Und hier muss der Bürger ran und den partgeienproporz knacken. Nur wie?
Auf Gemeindeebene sind alle Gemeindevertreter, der
Bürgermeister, Amts- und Dienststellenleiter für jeden
einzelnen Bürger greifbar. Es kommt aber nur höchst selten
vor, daß sich ein einzelner Bürger über Gemeindebelange
informieren will, Anregungen geben oder helfen möchte.
Vielmehr bedarf es regelmäßig einiger Anstrengung, überhaupt
Leute zu finden, sei es als Kandidaten im Gemeinderat, als
Wahlhelfer, Schöffen oder für die Gremien in der Schule. Statt
dessen kann man mit Deppen, die sich öffentlich über Zweige
vom Nachbargrundstück aufregen wollen, die Straße pflastern.
Das glaube ich gerne.
Schon auf der hautnahen Gemeindeebene gibt es nur eine
verschwindend kleine Minderheit, die die Bereitschaft
mitbringt, sich mit Sachverhalten auseinander zu setzen. Die
Kreis-, Landes- und Bundesebene ist den Menschen noch viel
ferner. Viele wollen mitreden, aber auch nur das Lesen und
Verstehen eines Textes, der über eine Schlagzeile aus maximal
3 Worten hinaus geht, überfordert viele.
Das liegt am Schulsystem.
Von mir aus sollen die Menschen basisdemokratisch über den
Sieger bei rgendwelchen Schlagerwettbewerben abstimmen.

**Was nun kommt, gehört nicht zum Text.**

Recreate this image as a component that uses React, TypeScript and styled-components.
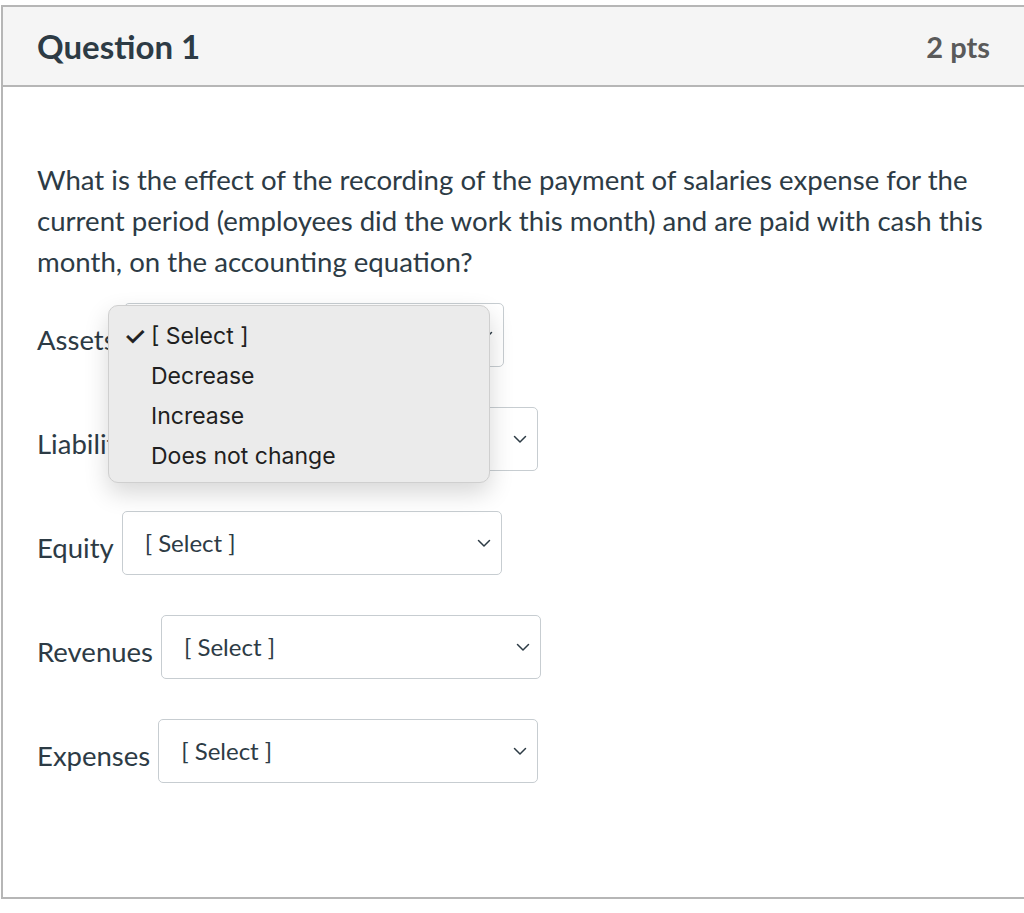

Das
paßt. Was darüber hinaus geht, würde zur Katastrophe.
O.K., ich versteh, wasx Du meinst. Es sind jedoch nicht alle Menschen derart dumm. Viele Haben auch keine Zeit zu Sitzungen während der Woche zu gehen. So hält sich die regierende Klasse ganz locker den anstrengenden Bürger vom Hals.